With all the changes going on, what should community leaders do?

1) See changes and challenges as opportunities.

If everyone could build successful communities and high trust ecosystems, we wouldn’t be having the fake news crisis right now. Developing strong communities is hard work. It’s worth it because it builds meaningful value for both individuals and organizations. Community professionals are typically people who thrive on new challenges – see these changes as an opportunity to build partnerships, develop your skills, and seek adventure. Making our organizations more supportive and inclusive – and showing people that they don’t need to lose in order for others to win – is worth it.

2) Buddy up: make sure you have a trusted network of peers

If you are struggling, someone has likely been in your shoes before. Find them, talk to them, and seek their advice. Share what you know because someone else who is struggling could use your perspective. This is the essence of what we do in TheCR Network: prompting member collisions, making it easy for people to share what they know, and ensuring members feel comfortable asking questions. This is particularly critical at a time when so much is changing.

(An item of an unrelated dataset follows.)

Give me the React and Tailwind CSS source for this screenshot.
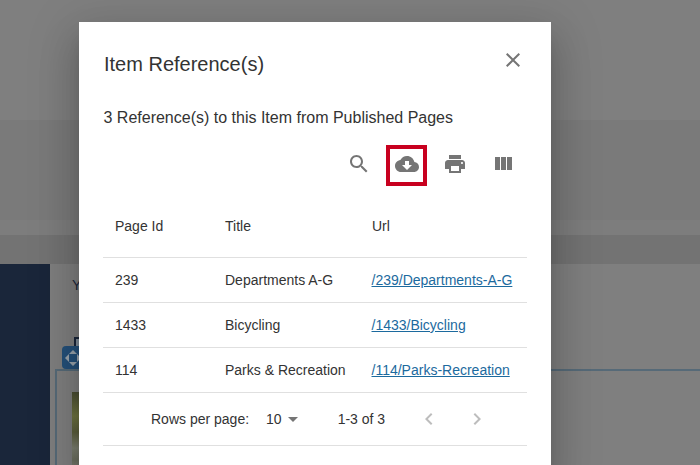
import React from 'react';

const ROWS = [
  { id: '239', title: 'Departments A-G', url: '/239/Departments-A-G' },
  { id: '1433', title: 'Bicycling', url: '/1433/Bicycling' },
  { id: '114', title: 'Parks & Recreation', url: '/114/Parks-Recreation' },
];

const Icon = ({ d, className = 'text-[#757575]', size = 24 }) => (
  <svg width={size} height={size} viewBox="0 0 24 24" fill="currentColor" className={className}>
    <path d={d} />
  </svg>
);

const ToolButton = ({ d, boxed }) => (
  <div className="relative w-12 h-12 flex items-center justify-center">
    <Icon d={d} />
    {boxed && <div className="absolute left-[3px] top-[5px] w-[41px] h-[41px] border-4 border-[#c8001f]" />}
  </div>
);

export default function App() {
  return (
    <div className="relative w-[700px] h-[465px] overflow-hidden bg-[#7f7f7f] font-['Liberation_Sans',Arial,sans-serif]">
      {/* page behind the dialog */}
      <div className="h-[120px] bg-[#7f7f7f]" />
      <div className="h-[100px] bg-[#7a7a7a]" />
      <div className="h-[15px] bg-[#7d7d7d]" />
      <div className="h-[29px] bg-[#737373]" />
      <div className="flex h-[201px]">
        <div className="w-[50px] bg-[#1a263a]" />
        <div className="flex-1 pl-[5px]">
          <div className="h-[105px] pl-[17px] pt-[11px] text-sm text-[#1a263a]">Y</div>
          <div className="h-full border-t-2 border-l-2 border-[#566a78] pl-[15px] pt-[21px]">
            <div className="w-[20px] h-[80px] bg-[linear-gradient(180deg,#4a4d33_0%,#6f7440_30%,#5c5f3c_50%,#7c7f70_70%,#6d7060_85%,#85857f_100%)]" />
          </div>
        </div>
      </div>
      {/* block handle peeking out from under the dialog */}
      <div className="absolute left-[74px] top-[337px] w-[12px] h-[10px] border-2 border-b-0 border-[#1a263a] bg-[#7f8c98]" />
      <div className="absolute left-[62px] top-[346px] w-[24px] h-[23px] rounded flex items-center pl-[3px] bg-[#24507a]">
        <svg width="16" height="16" viewBox="0 0 16 16">
          <path d="M8 0l8 8-8 8-8-8z" fill="#9aa5ad" />
          <rect x="4" y="4" width="8" height="8" fill="#24507a" />
        </svg>
      </div>

      {/* dialog */}
      <div className="absolute left-[79px] top-[22px] w-[472px] h-[460px] bg-white shadow-[0_11px_15px_-7px_rgba(0,0,0,0.2),0_24px_38px_3px_rgba(0,0,0,0.14),0_9px_46px_8px_rgba(0,0,0,0.12)]">
        <div className="flex justify-between pl-[25px] pr-[26px] pt-[26px]">
          <h2 className="text-[20px] leading-[32px] text-[#333333]">Item Reference(s)</h2>
          <div>
            <Icon d="M19 6.41L17.59 5 12 10.59 6.41 5 5 6.41 10.59 12 5 17.59 6.41 19 12 13.41 17.59 19 19 17.59 13.41 12z" />
          </div>
        </div>
        <p className="ml-[24.5px] mt-[26px] text-base leading-6 text-[#333333]">3 Reference(s) to this Item from Published Pages</p>

        <div className="flex justify-end pr-[24px] mt-[10px]">
          <ToolButton d="M15.5 14h-.79l-.28-.27C15.41 12.59 16 11.11 16 9.5 16 5.91 13.09 3 9.5 3S3 5.91 3 9.5 5.91 16 9.5 16c1.61 0 3.09-.59 4.23-1.57l.27.28v.79l5 4.99L20.49 19l-4.99-5zm-6 0C7.01 14 5 11.99 5 9.5S7.01 5 9.5 5 14 7.01 14 9.5 11.99 14 9.5 14z" />
          <ToolButton boxed d="M19.35 10.04C18.67 6.59 15.64 4 12 4 9.11 4 6.6 5.64 5.35 8.04 2.34 8.36 0 10.91 0 14c0 3.31 2.69 6 6 6h13c2.76 0 5-2.24 5-5 0-2.64-2.05-4.78-4.65-4.96zM17 13l-5 5-5-5h3V9h4v4h3z" />
          <ToolButton d="M19 8H5c-1.66 0-3 1.34-3 3v6h4v4h12v-4h4v-6c0-1.66-1.34-3-3-3zm-3 11H8v-5h8v5zm3-7c-.55 0-1-.45-1-1s.45-1 1-1 1 .45 1 1-.45 1-1 1zm-1-9H6v4h12V3z" />
          <ToolButton d="M10 18h5V5h-5v13zm-6 0h5V5H4v13zM16 5v13h5V5h-5z" />
        </div>

        <div className="mx-[24px] mt-[8px] text-sm text-[#333333]">
          <div className="grid grid-cols-[110px_147px_167px] h-[62px] items-center border-b border-[#e0e0e0] pb-[2px]">
            <div className="pl-3">Page Id</div>
            <div className="pl-3">Title</div>
            <div className="pl-3">Url</div>
          </div>
          {ROWS.map((r) => (
            <div key={r.id} className="grid grid-cols-[110px_147px_167px] h-[45px] items-center border-b border-[#e0e0e0]">
              <div className="pl-3">{r.id}</div>
              <div className="pl-3">{r.title}</div>
              <div className="pl-[11.5px] whitespace-nowrap">
                <a href="#" className="text-[#1c6a9e] underline">{r.url}</a>
              </div>
            </div>
          ))}
          <div className="flex items-center h-[53px] border-b border-[#e0e0e0] pl-[48px]">
            <span>Rows per page:</span>
            <span className="ml-[17px]">10</span>
            <Icon d="M7 10l5 5 5-5z" className="text-[#757575] ml-[-1px]" size={24} />
            <span className="ml-[33px]">1-3 of 3</span>
            <div className="ml-[32px] flex gap-[24px]">
              <Icon d="M15.41 7.41L14 6l-6 6 6 6 1.41-1.41L10.83 12z" className="text-[#bdbdbd]" />
              <Icon d="M10 6L8.59 7.41 13.17 12l-4.58 4.59L10 18l6-6z" className="text-[#bdbdbd]" />
            </div>
          </div>
        </div>
      </div>
    </div>
  );
}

3) Focus your professional development

Given how quickly community has become strategic over the last few years, there are some predictable skills that community professionals could use and many of them fall into the Business and Strategic categories of the Community Skills Framework. Translating the value of your work into language and data that others in your organization understand is critical. Skills like analysis, research, sales, program management, storytelling, coaching, etc. will make you a more valuable community professional. This is one reason we will be facilitating a Community Strategy, ROI, and Business Case Workshop starting in January.

It’s still an exciting time to be a community professional and now the stakes are higher. I’m looking forward to the challenge!